Rather than asking Congress for Internet authority that the FCC knows that it does not have, it apparently is scheming to creatively combine existing legal authorities, in ways in which they were never intended, in order to ban a two-sided free market for the Internet from developing.
The FCC covets a legal theory that would allow it to administratively dictate a permanent, zero-price subsidy for all downstream Internet traffic from cloud servers at Internet consumers’ expense.
Essentially, the FCC would be banning a two-sided free market where senders and receivers may negotiate payments, in favor of a permanent receiving-party-pays Internet economic model.
Some background here is important in order to understand the sweeping implications of this for U.S. trade and foreign policy.
In 1994, the Clinton administration privatized the Internet backbone. Its peering-arrangements were market-negotiated. That’s because the FCC legally treated Internet traffic as unregulated “enhanced” data services under the FCC’s 1980 Computer Inquiry II precedent, and not “Title II,” common-carrier-regulated “telecommunications.”
In 1996, the bipartisan Telecommunications Act also did not treat the Internet as “telecommunications.” To the contrary, that law explicitly stated: “It is the policy of the United States… to preserve the vibrant and competitive free market that presently exists for the Internet… unfettered by Federal or State regulation.”
Since 1996, the United States government has convinced international trading partners to not treat Internet traffic as “telecommunications” in order to ensure the development of a free and open global electronic marketplace, and to promote democratic discourse.
This purposeful consensus to not saddle the Internet with “telecommunications” price regulation has been integral to creating the free and open global Internet we know today.
Thus the world’s leading trading partners ensured that the Internet would not fall under the legal jurisdiction of the United Nations’ International Telecommunications Union (ITU).
International “telecommunications” legally falls under the UN-ITU equivalent of a trade treaty. Specifically, ITU agreement: ITU-T D.50 recognizes the sovereign right of each state to regulate “telecommunications” as that state determines.
The ITU’s “telecommunications” settlements regime operates under a sending-party-pays economic model, the exact opposite of the FCC’s desired receiving-party-pays economic model.

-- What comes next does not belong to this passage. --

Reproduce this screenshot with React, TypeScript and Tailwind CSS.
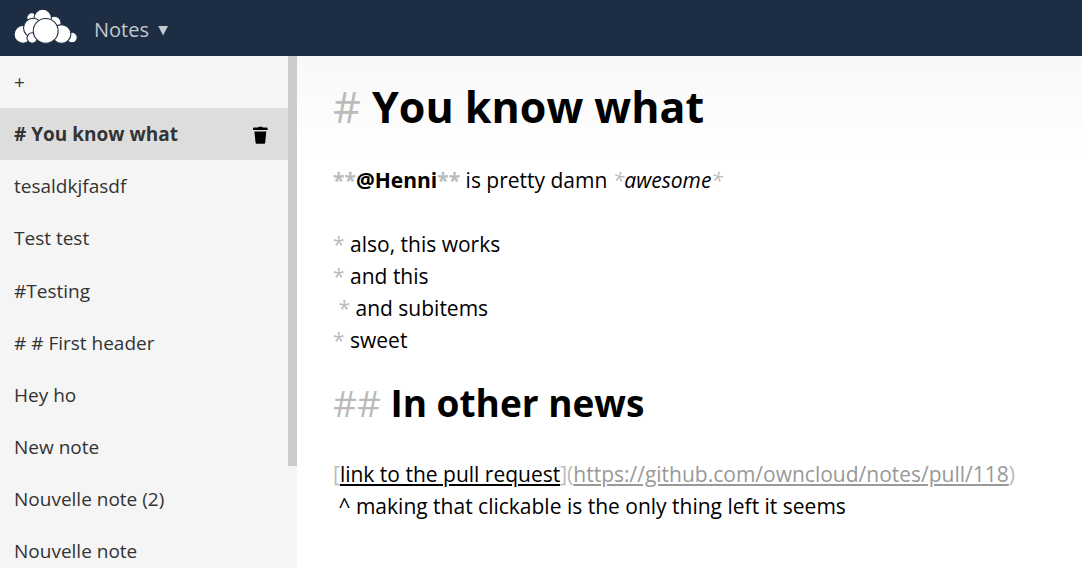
import type { ReactNode } from "react";

const notes = [
  "# You know what",
  "tesaldkjfasdf",
  "Test test",
  "#Testing",
  "# # First header",
  "Hey ho",
  "New note",
  "Nouvelle note (2)",
  "Nouvelle note",
];

function Mark({ children }: { children: ReactNode }) {
  return <span className="font-normal not-italic text-[#bbb]">{children}</span>;
}

function CloudLogo() {
  return (
    <svg
      className="h-[36px] w-[64px] shrink-0"
      viewBox="0 0 64 36"
      fill="#fff"
      stroke="#1d2d44"
      strokeWidth="1.1"
      role="img"
      aria-label="ownCloud"
    >
      <circle cx="17.8" cy="8.8" r="5" />
      <circle cx="40.5" cy="13.8" r="6.6" />
      <circle cx="28.7" cy="8.9" r="8.7" />
      <circle cx="58" cy="28.6" r="5.3" />
      <circle cx="9" cy="25.4" r="8.9" />
      <circle cx="19" cy="18.8" r="9.5" />
      <circle cx="47.5" cy="25" r="9.4" />
      <circle cx="18.2" cy="29" r="5.2" />
      <circle cx="31.7" cy="21.9" r="12.4" />
    </svg>
  );
}

function TrashIcon() {
  return (
    <svg className="h-[18px] w-4" viewBox="0 0 16 18" fill="#000" aria-hidden="true">
      <path d="M6 1.6Q6.1.8 6.9.8h3q.7 0 .8.8h3.9q1 0 1 1v1.5H1V2.6q0-1 1-1z" />
      <path d="M2.4 5.6h11.9l-1.1 11.2q-.1.9-1 .9H4.6q-.9 0-1-.9z" />
    </svg>
  );
}

export default function App() {
  return (
    <div className="flex h-screen flex-col overflow-hidden bg-white font-['Open_Sans',sans-serif]">
      <header className="flex h-14 shrink-0 items-center bg-[#1d2d44] px-3.5">
        <a href="#" className="flex pb-0.5">
          <CloudLogo />
        </a>
        <button type="button" className="ml-4 flex items-center gap-2 pt-1 text-xl text-[#c3c8cf]">
          Notes
          <svg className="h-3 w-3" viewBox="0 0 12 12" fill="currentColor" aria-hidden="true">
            <path d="M1.2 2h9.8L6.1 11.6z" />
          </svg>
        </button>
      </header>

      <div className="flex min-h-0 flex-1">
        <nav className="flex w-[297px] shrink-0 overflow-hidden bg-[#f5f5f5]" aria-label="Notes">
          <ul className="min-w-0 flex-1 text-[19px] leading-snug text-[#333]">
            <li>
              <button type="button" aria-label="New note" className="block w-full px-3.5 py-[13px] text-left">
                +
              </button>
            </li>
            {notes.map((note, index) => (
              <li key={note} className={index === 0 ? "flex items-center bg-[#ddd] font-bold" : "flex items-center"}>
                <a href="#" className="block flex-1 truncate px-3.5 py-[13px]">
                  {note}
                </a>
                {index === 0 && (
                  <button type="button" aria-label="Delete note" className="mr-5 pt-0.5">
                    <TrashIcon />
                  </button>
                )}
              </li>
            ))}
          </ul>
          <div className="h-4/5 w-[9px] shrink-0 bg-[#ccc]" />
        </nav>

        <main className="min-w-0 flex-1 bg-linear-to-b from-[#f8f8f8] to-white to-[100px] px-9 pt-5 text-[21px] leading-8 text-black">
          <h1 className="text-[43px] leading-[62px] font-bold">
            <Mark>#</Mark> You know what
          </h1>
          <p className="mt-[26px]">
            <strong>
              <span className="text-[#bbb]">**</span>@Henni<span className="text-[#bbb]">**</span>
            </strong>{" "}
            is pretty damn{" "}
            <em>
              <span className="text-[#bbb]">*</span>awesome<span className="text-[#bbb]">*</span>
            </em>
          </p>
          <ul className="mt-8 whitespace-pre-wrap">
            <li>
              <Mark>*</Mark> also, this works
            </li>
            <li>
              <Mark>*</Mark> and this
            </li>
            <li>
              {" "}
              <Mark>*</Mark> and subitems
            </li>
            <li>
              <Mark>*</Mark> sweet
            </li>
          </ul>
          <h2 className="mt-4 text-[37px] leading-[62px] font-bold">
            <Mark>##</Mark> In other news
          </h2>
          <p className="mt-6 whitespace-pre-wrap">
            <Mark>[</Mark>
            <a href="https://github.com/owncloud/notes/pull/118" className="underline">
              link to the pull request
            </a>
            <Mark>](</Mark>
            <a href="https://github.com/owncloud/notes/pull/118" className="text-[#999] underline">
              https://github.com/owncloud/notes/pull/118
            </a>
            <Mark>)</Mark>
            <br />
            {" "}^ making that clickable is the only thing left it seems
          </p>
        </main>
      </div>
    </div>
  );
}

This allows each nation to set their own tariff on incoming traffic or information imports. In the past many nations set their telecommunications tariffs on incoming calls very high to generate large net trade payments from the U.S.
Now back to the FCC.
According to news reports, the FCC is responding to Silicon Valley pressure for a formalized American industrial policy that would protect and favor Silicon Valley’s cloud-based, client-server economic model, where the selling server-side never pays for delivery of its downstream traffic to the buying client-side.

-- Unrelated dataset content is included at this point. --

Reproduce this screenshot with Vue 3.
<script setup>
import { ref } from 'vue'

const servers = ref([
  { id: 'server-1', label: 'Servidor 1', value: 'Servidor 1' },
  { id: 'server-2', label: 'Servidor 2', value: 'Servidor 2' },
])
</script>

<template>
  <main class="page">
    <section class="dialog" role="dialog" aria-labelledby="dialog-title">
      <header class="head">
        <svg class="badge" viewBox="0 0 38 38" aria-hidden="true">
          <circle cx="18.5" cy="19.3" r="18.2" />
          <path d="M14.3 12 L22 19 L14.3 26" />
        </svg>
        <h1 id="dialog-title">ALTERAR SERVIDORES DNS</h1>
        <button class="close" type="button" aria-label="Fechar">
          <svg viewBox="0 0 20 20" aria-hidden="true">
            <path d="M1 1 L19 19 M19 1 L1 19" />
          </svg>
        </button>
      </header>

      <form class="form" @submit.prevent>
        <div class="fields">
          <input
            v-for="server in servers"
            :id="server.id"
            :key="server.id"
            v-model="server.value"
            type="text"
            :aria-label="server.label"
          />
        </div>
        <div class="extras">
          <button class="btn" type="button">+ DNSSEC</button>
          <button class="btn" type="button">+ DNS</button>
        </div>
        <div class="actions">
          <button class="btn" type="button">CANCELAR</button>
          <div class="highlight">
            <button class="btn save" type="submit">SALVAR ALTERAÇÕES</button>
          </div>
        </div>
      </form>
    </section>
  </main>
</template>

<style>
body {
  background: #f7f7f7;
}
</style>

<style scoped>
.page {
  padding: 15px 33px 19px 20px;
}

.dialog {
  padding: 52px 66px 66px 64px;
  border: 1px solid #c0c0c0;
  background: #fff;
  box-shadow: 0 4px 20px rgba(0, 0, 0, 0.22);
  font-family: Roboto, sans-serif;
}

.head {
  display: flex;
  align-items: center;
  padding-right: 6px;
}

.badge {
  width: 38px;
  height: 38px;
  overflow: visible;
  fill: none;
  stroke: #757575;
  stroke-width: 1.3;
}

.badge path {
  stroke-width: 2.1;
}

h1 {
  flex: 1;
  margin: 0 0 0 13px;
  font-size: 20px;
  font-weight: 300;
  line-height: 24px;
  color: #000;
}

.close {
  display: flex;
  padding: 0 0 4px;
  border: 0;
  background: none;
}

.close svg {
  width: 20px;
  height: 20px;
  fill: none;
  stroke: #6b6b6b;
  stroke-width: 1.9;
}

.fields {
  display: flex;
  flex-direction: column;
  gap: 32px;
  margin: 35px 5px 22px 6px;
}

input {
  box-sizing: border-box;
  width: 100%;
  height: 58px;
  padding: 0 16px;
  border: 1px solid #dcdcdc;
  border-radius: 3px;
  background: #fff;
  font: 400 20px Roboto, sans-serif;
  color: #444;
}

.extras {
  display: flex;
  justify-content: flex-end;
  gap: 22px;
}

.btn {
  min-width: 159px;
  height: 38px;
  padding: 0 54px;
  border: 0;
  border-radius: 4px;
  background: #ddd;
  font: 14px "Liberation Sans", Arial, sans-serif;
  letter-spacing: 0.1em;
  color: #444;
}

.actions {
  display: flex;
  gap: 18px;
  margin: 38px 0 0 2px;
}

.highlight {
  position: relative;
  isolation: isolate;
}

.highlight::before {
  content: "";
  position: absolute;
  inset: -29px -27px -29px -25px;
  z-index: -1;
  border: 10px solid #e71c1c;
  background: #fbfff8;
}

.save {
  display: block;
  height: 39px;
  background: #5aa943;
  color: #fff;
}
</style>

Silicon Valley’s cloud client-server model — of ad-serving, video streaming, software on demand, and cloud-computing services — involves sending vastly more downstream traffic to American and international users than those users send upstream to Silicon Valley.

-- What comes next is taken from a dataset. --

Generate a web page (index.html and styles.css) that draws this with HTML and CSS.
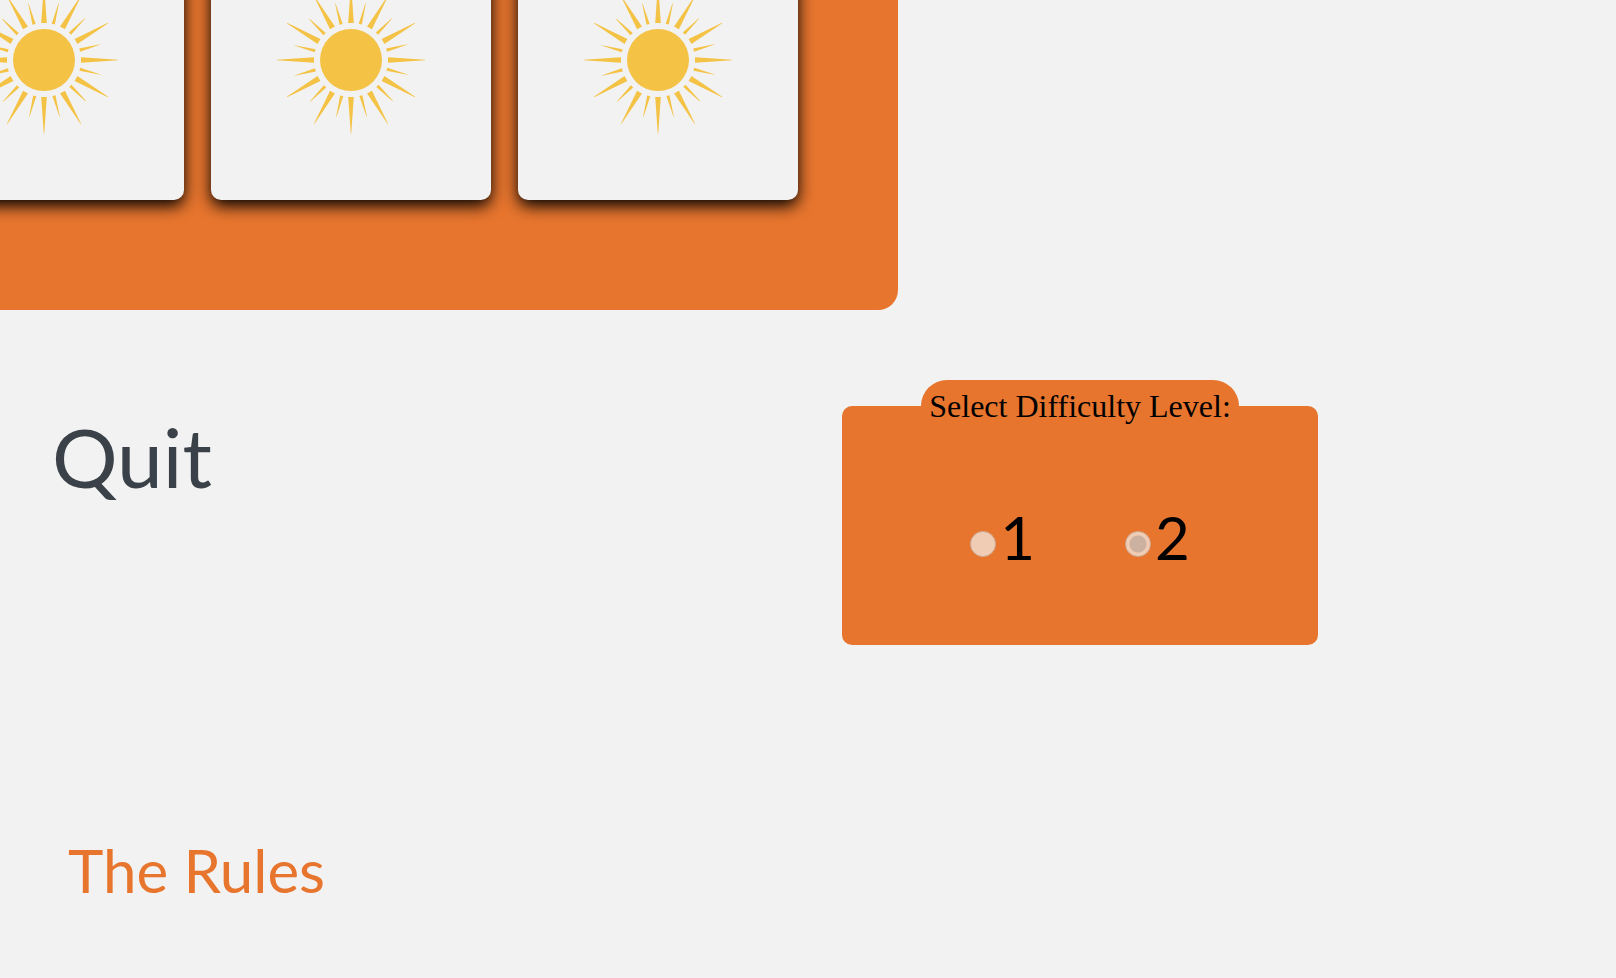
FILE: index.html
```html
<!DOCTYPE html>
<html lang="en">
<head>
<meta charset="utf-8">
<title>Memory Game</title>
<link rel="stylesheet" href="styles.css">
</head>
<body>
<svg class="defs" width="0" height="0" aria-hidden="true">
  <defs>
    <path id="long" d="M-2.8-37H2.8L.2-74H-.2Z"/>
    <path id="short" d="M-1.6-37H1.6L.2-58.500H-.2Z"/>
    <g id="quarter">
      <use href="#long"/>
      <use href="#short" transform="rotate(14.500)"/>
      <use href="#long" transform="rotate(30)"/>
      <use href="#short" transform="rotate(44.500)"/>
      <use href="#long" transform="rotate(60)"/>
      <use href="#short" transform="rotate(74.500)"/>
    </g>
    <g id="sun">
      <circle r="31"/>
      <use href="#quarter"/>
      <use href="#quarter" transform="rotate(90)"/>
      <use href="#quarter" transform="rotate(180)"/>
      <use href="#quarter" transform="rotate(270)"/>
    </g>
  </defs>
</svg>
<main>
  <section class="board" aria-label="Cards">
    <button class="card" aria-label="Card 1"><svg class="sun" viewBox="-75 -75 150 150"><use href="#sun"/></svg></button>
    <button class="card" aria-label="Card 2"><svg class="sun" viewBox="-75 -75 150 150"><use href="#sun"/></svg></button>
    <button class="card" aria-label="Card 3"><svg class="sun" viewBox="-75 -75 150 150"><use href="#sun"/></svg></button>
  </section>
  <section class="controls">
    <button class="quit">Quit</button>
    <fieldset class="difficulty">
      <legend class="legend">Select Difficulty Level:</legend>
      <div class="options">
        <label class="option" for="level1"><input class="radio" type="radio" id="level1" name="level" disabled>1</label>
        <label class="option" for="level2"><input class="radio" type="radio" id="level2" name="level" disabled checked>2</label>
      </div>
    </fieldset>
  </section>
  <h2 class="rules">The Rules</h2>
</main>
</body>
</html>
```
FILE: styles.css
```css
body {
  margin: 0;
  background: #f2f2f2;
  color: #000;
  font-family: "Liberation Serif", serif;
  overflow: hidden;
}

.defs {
  position: absolute;
}

.board {
  display: flex;
  justify-content: flex-end;
  gap: 27px;
  box-sizing: border-box;
  width: 56%;
  max-width: 898px;
  margin-top: -80px;
  padding: 0 100px 110px 0;
  border-radius: 0 0 20px 0;
  background: #e7752e;
}

.card {
  display: flex;
  flex: none;
  align-items: center;
  justify-content: center;
  width: 280px;
  height: 280px;
  padding: 0;
  border: 0;
  border-radius: 10px;
  background: #f2f2f2;
  box-shadow: 0 6px 16px #000;
}

.sun {
  width: 150px;
  height: 150px;
  fill: #f4c244;
}

.controls {
  display: flex;
  justify-content: space-between;
  align-items: flex-start;
  padding: 70px 298px 0 52px;
}

.quit {
  margin-top: 28px;
  padding: 0;
  border: 0;
  background: none;
  color: #3b4148;
  font-family: Lato, sans-serif;
  font-size: 82px;
  line-height: 96px;
}

.difficulty {
  box-sizing: border-box;
  width: 476px;
  margin: 0;
  padding: 69px 0 71px;
  border: 0;
  border-radius: 10px;
  background: #e7752e;
}

.legend {
  margin: 0 auto;
  padding: 8px;
  border-radius: 26px 26px 0 0;
  background: #e7752e;
  font-size: 32px;
  line-height: 36px;
}

.options {
  display: flex;
  justify-content: center;
  gap: 90px;
}

.option {
  font-family: Lato, sans-serif;
  font-size: 60px;
  line-height: 73px;
}

.radio {
  appearance: none;
  box-sizing: border-box;
  width: 26px;
  height: 26px;
  margin: 0 4px 3px 0;
  border: 1px solid #ceab96;
  border-radius: 50%;
  background: #f0ccb4;
  vertical-align: baseline;
}

.radio:checked {
  background: radial-gradient(circle, #ccb0a0 8px, #f0ccb4 9px);
}

.rules {
  margin: 189px 0 0 68px;
  color: #e7752e;
  font-family: Lato, sans-serif;
  font-size: 60px;
  font-weight: 400;
  line-height: 72px;
}
```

Now, one can understand why the FCC formally reversing the legal status of the Internet from un-tariffed Internet trade to tariffed “telecommunications” trade, where Silicon Valley would pay for its exceptionally disproportionate net downstream traffic under a sending-party-pays model internationally, would be a profound change in U.S. trade and foreign policy.
It gets worse.
The new secretary general of the ITU is Chinese, and China, Russia, Iran and the Arab states have convinced the vast majority of UN ITU member nations, which are heavily autocratic and have Internet censorship aspirations, to support eventual ITU governance and economic regulation of the Internet.
Edward Snowden’s leaks that the NSA has been near-universally surveilling foreign use of the Internet has only catalyzed and accelerated the UN-ITU’s Internet power grab plans.
It is in this international “telecommunications” tinderbox that the FCC is playing with matches by signaling to the world its likely plan to change the legal status of the Internet to price (and tariff) regulated “telecommunications.”
This is not an “administrative” call of three unelected FCC commissioners. This is a big-time congressional trade and foreign policy call that should involve the congressional leadership and the committees of jurisdiction responsible for trade and foreign policy, in addition to the FCC’s traditional congressional overseers for domestic matters.
And within the executive branch, the foundational legal status of the Internet should be a trade and foreign policy matter driven by the authorized Departments of state, treasury, defense, commerce and the USTR — not the FCC, a domestic regulatory agency with no lead trade or foreign policy authority from Congress.
Will the constitutionally empowered legislative and executive branches of government allow a mere administrative agency like the FCC to unilaterally reverse longstanding, successful, bipartisan, trade and foreign policy by acting like a self-appointed Federal Communications Congress?
Will the real Congress please stand up?